Over the three year Medium Term Expenditure Framework period, the OCJ has been allocated a total budget of R5, 8 billion. For the 2016/17 financial year the allocated budget amounts to R1, 785 billion. Of this amount R920.057 million is allocated to Judges’ remuneration and benefits. This means that the Office of the Chief Justice will have an operating budget of R864.99 million. The budget reflects our firm commitment towards the various goals set out for ourselves and the Judiciary.

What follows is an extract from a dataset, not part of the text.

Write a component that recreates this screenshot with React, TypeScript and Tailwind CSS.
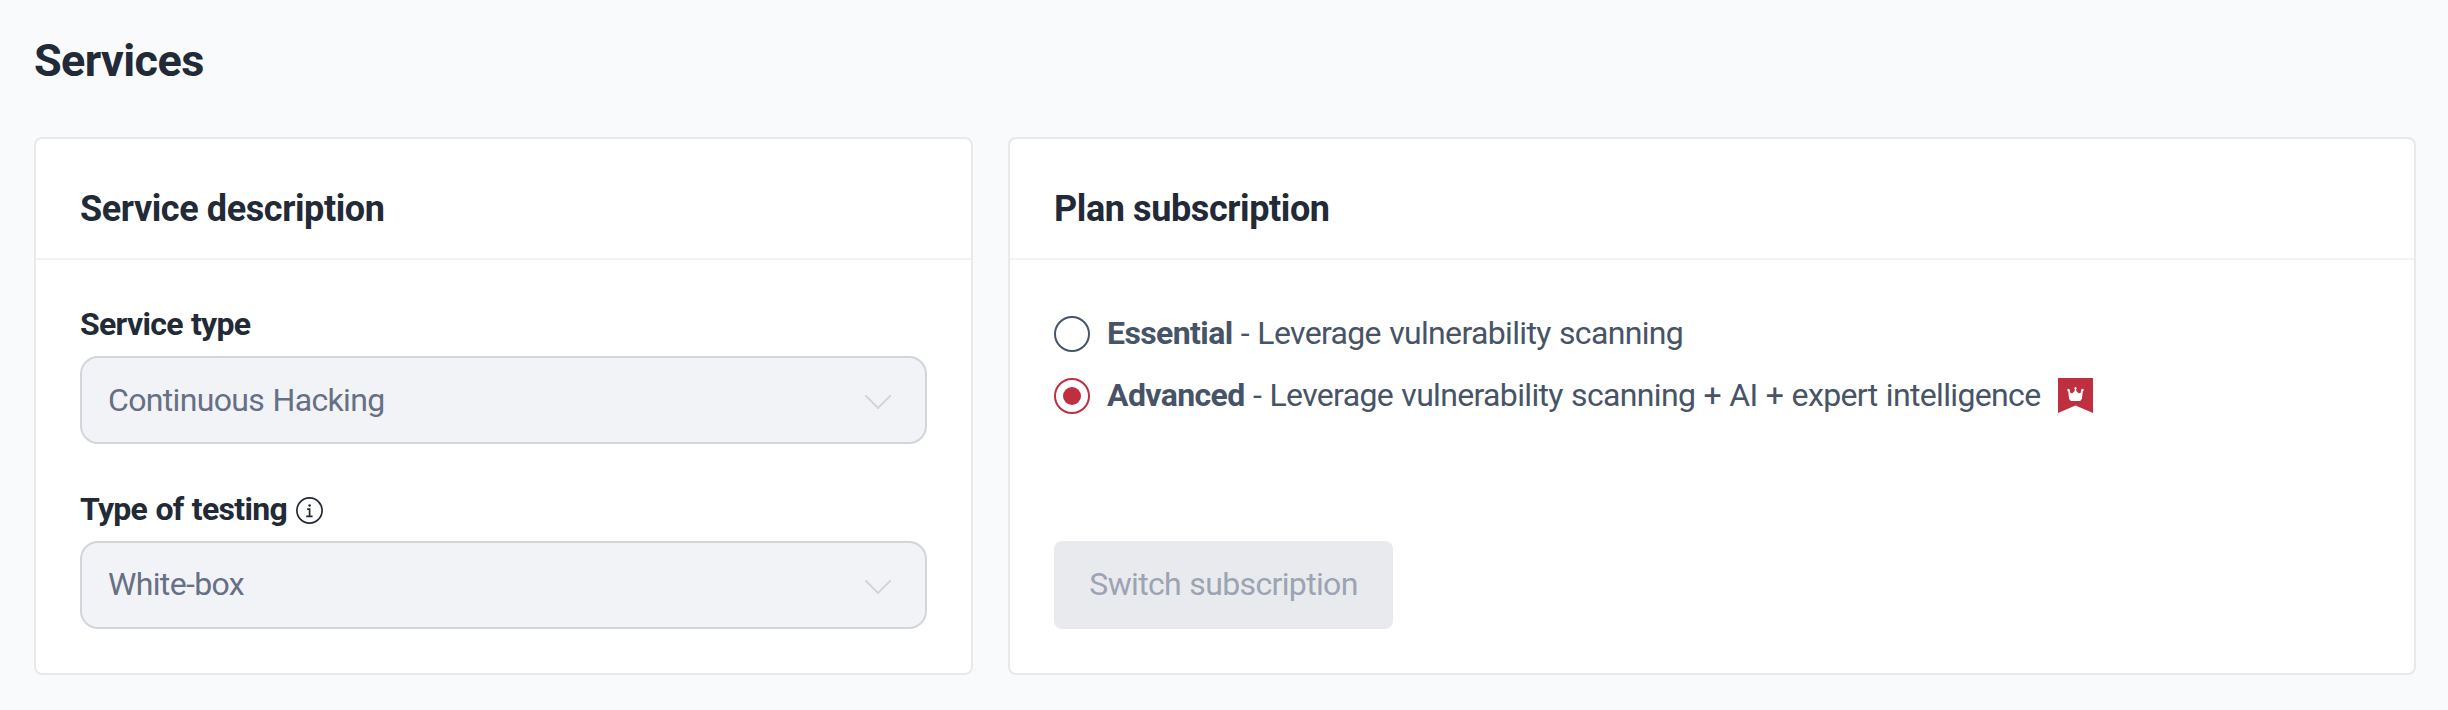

We are committed to ensure that the funds allocated in this budget will be utilized in an efficient and effective manner.

Let me take this opportunity to announce the imminent retirement of Deputy Chief Justice Moseneke and the President of the Supreme Court of Appeal, Justice Lex Mpati in the next two months.  Both have served our Judiciary with great distinction and honour and made an indelible contribution in shaping our jurisprudence.

Let me convey our profound gratitude to the Chairperson of the Portfolio Committee and his entire Committee for their continued support and guidance.  A special word of thanks also goes to the Chief Justice of the Republic of South Africa for his astute leadership of the Judiciary, the Heads of Court and all members of our Judiciary.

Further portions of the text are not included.